The issue then becomes one of scale. More conventional paleoecological approaches focus on spatially restricted, site-based analyses, and many look at change through time. However, this does not lend itself to learning about what the ancient landscape was like at any one time period and how it affected hominin behavior. Instead, our methodology focuses on distinct, laterally extensive strata with a limited time component to minimize time averaging, which refers to mixing of paleoecological signals due to superimposed fossil remains generated at different times and potentially different ecological circumstances.
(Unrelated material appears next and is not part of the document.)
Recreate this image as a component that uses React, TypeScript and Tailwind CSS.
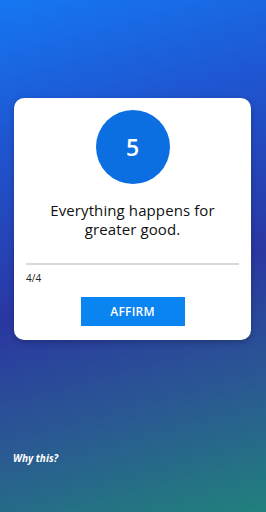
import React from "react";

export default function App() {
  return (
    <div
      className="w-[266px] h-[512px] overflow-hidden flex flex-col bg-[linear-gradient(165deg,#1677f2_0%,#1f55d0_25%,#2a37a2_55%,#2a5a92_78%,#21817c_100%)]"
      style={{ fontFamily: "'Open Sans', 'Liberation Sans', sans-serif" }}
    >
      <div className="mt-[98px] mx-[14px] w-[237px] h-[242px] bg-white rounded-[10px] flex flex-col items-center pt-[12px] shadow-[0_2px_6px_rgba(0,0,0,0.25)]">
        <div className="w-[74px] h-[74px] rounded-full bg-[#0b6fe2] flex items-center justify-center text-white text-[23px] font-semibold leading-none">
          5
        </div>
        <div className="mt-[17px] text-center text-[15px] leading-[19px] text-[#111] tracking-[0.1px]">
          Everything happens for
          <br />
          greater good.
        </div>
        <div className="mt-[24px] w-[213px] h-[2px] bg-[#d9d9d9]"></div>
        <div className="w-[213px] mt-[7px] text-[10px] leading-[12px] text-[#222]">4/4</div>
        <div className="mt-[13px] w-[104px] h-[29px] bg-[#0a84f0] flex items-center justify-center text-white text-[12px] font-semibold tracking-[0.2px]">
          AFFIRM
        </div>
      </div>
      <div className="mt-[111px] ml-[13px] text-white text-[10px] leading-[14px] italic font-bold">Why this?</div>
    </div>
  );
}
East Turkana, more specifically the Ileret area, in northern Kenya is an ideal place to utilize our methodology and begin to address our research questions. This past summer, Dr. Kay Behrensmeyer (Smithsonian), Dr. René Bobe, David Patterson, Amelia Villaseñor, and myself (all from George Washington University), and Sarah Hakala (University of Georgia) began collecting data using this paleolandscape approach. We recorded vertebrate fossil data from sediments constrained by two distinct, almost contemporaneous ash beds (Lower Ileret Tuff [1.53 million years old] and Northern Ileret Tuff [1.51 million years old]) which are laterally extensive in outcrop. We collected data by conducting systematic “bone walks,” where we walked across an outcrop between the two ash beds and recorded every single bone scrap encountered, not just craniodental or other notable material. This resulted in data that included taxon, skeletal part, side, body size, age, fracture patterns, and more, unbiased by any particular collecting agenda. From these data, we can begin to reconstruct community structure (from taxonomic, body size, and age data) and degree of carnivore competition for prey (from skeletal part and fracture pattern data) in habitats hominins occupied. Ongoing sedimentological and stratigraphic studies by Dr. Kay Behrensmeyer, Amelia Villaseñor, and myself can complement fossil data by reconstructing depositional environments and providing a picture of the physical environment and habitats on the landscape.

Ileret also provides a unique opportunity to study an area where hominins were active (as documented by fossil footprints) but apparently did not discard stone tools. Future field surveying at East Turkana will likely include fossiliferous areas where stone tools are abundant and even areas where a hominin signal (footprints, artifacts, fossil remains) is absent altogether (to serve as an outgroup or “control” sample). By using paleontological and geological methods to investigate these three landscape samples, we can begin to understand the diversity of habitats and animal communities hominins occupied across the landscape and test whether they partitioned their activities to avoid competition with other meat and bone consumers and/or were tethered to certain animal communities and habitats.